If a and b are relatively prime and ab is a square, then a and b are squares.

Its clear you understand what's going on, but it might help you communicate it more precisely if you use symbols. For example if $a$ has prime factorization $$a = p_1^{l_1} \cdot p_2^{l_2} \cdot \ldots \cdot p_n^{l_n}$$ and $b$ has prime factorization $$b = q_1^{k_1} \cdot q_2^{k_2} \cdot \ldots \cdot q_m^{k_m}$$ then $ab$ has prime factorization $$ab = p_1^{l_1} \cdot p_2^{l_2} \cdot \ldots \cdot p_n^{l_n} \cdot q_1^{k_1} \cdot q_2^{k_2} \cdot \ldots \cdot q_m^{k_m}.$$ There can be no $p_i = q_j$ because $a$ and $b$ are coprime.

Because $ab$ is square, all of the $l_i$ and $k_i$ are even, completing the proof.


Yes, it suffices to examine the parity of exponents of primes. Alternatively, and more generally, we can use gcds to explicitly show $\rm\,a,b\,$ are squares.

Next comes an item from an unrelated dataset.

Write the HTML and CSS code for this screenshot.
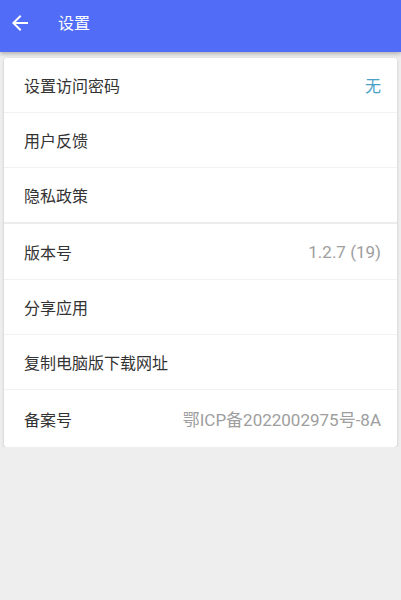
FILE: index.html
```html
<!DOCTYPE html>
<html lang="zh-CN">
<head>
  <meta charset="UTF-8" />
  <meta name="viewport" content="width=device-width, initial-scale=1.0" />
  <title>设置</title>
  <link rel="stylesheet" href="styles.css">
</head>
<body>
  <header class="toolbar">
    <button class="back" aria-label="返回">
      <svg width="24" height="24" viewBox="0 0 24 24">
        <path d="M20 11H7.83l5.59-5.59L12 4l-8 8 8 8 1.41-1.41L7.83 13H20v-2z" fill="#fff"/>
      </svg>
    </button>
    <h1>设置</h1>
  </header>

  <div class="card">
    <div class="row"><span class="label">设置访问密码</span><span class="value accent">无</span></div>
    <div class="row"><span class="label">用户反馈</span></div>
    <div class="row group-end"><span class="label">隐私政策</span></div>
    <div class="row group-start"><span class="label">版本号</span><span class="value">1.2.7 (19)</span></div>
    <div class="row"><span class="label">分享应用</span></div>
    <div class="row"><span class="label">复制电脑版下载网址</span></div>
    <div class="row last"><span class="label">备案号</span><span class="value">鄂ICP备2022002975号-8A</span></div>
  </div>
</body>
</html>
```

FILE: styles.css
```css
body {
  margin: 0;
  padding: 0;
  background-color: #eeeeee;
  font-family: Roboto, "Noto Sans CJK SC", sans-serif;
  color: #333;
}
.toolbar {
  display: flex;
  align-items: center;
  height: 52px;
  padding-left: 8px;
  background-color: #516cf6;
  box-shadow: 0 2px 4px rgba(0, 0, 0, 0.25);
}
.back {
  display: flex;
  align-items: center;
  padding: 0;
  background: none;
  border: none;
  width: 24px;
  height: 24px;
  margin-top: -6px;
}
.toolbar h1 {
  margin: -8px 0 0 26px;
  font-size: 16px;
  font-weight: normal;
  color: #fff;
}
.card {
  margin: 6px 4px 0;
  background-color: #fff;
  border-radius: 3px;
  box-shadow: 0 1px 3px rgba(0, 0, 0, 0.18);
}
.row {
  display: flex;
  align-items: center;
  justify-content: space-between;
  height: 54px;
  padding: 0 16px 0 20px;
  border-bottom: 1px solid #f2f2f2;
  font-size: 16px;
}
.row.group-end {
  border-bottom: 2px solid #ececec;
}
.row.group-start {
  height: 55px;
}
.row.last {
  height: 57px;
  border-bottom: none;
}
.value {
  color: #9e9e9e;
  font-size: 17px;
}
.value.accent {
  color: #4a9fc4;
  font-size: 16px;
}
```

Writing $\,\rm(m,n,\ldots)\,$ for $\rm\, \gcd(m,n,\ldots)\,$ we have

Theorem $\rm\ \ \color{#C00}{c^2 = ab}\, \Rightarrow\ a = (a,c)^2,\ b = (b,c)^2\: $ if $\rm\ \color{#0A0}{(a,b,c)} = 1\ $ and $\rm\:a,b,c\in \mathbb N$

Proof $\rm\ \ \ \ (a,c)^2 = (a^2,\color{#C00}{c^2},ac)\, =\, (a^2,\color{#C00}{ab},ac)\,=\, a\,\color{#0A0}{(a,b,c)} = a.\, $ Similarly $\rm \,(b,c)^2 = b.$

Yours is the special case $\rm\:(a,b) = 1\ (\Rightarrow\ (a,b,c) = 1)$. The above proof uses only universal gcd laws (associative, commutative, distributive), so it generalizes to any gcd domain/monoid (where, generally, prime factorizations need not exist, but gcds do exist).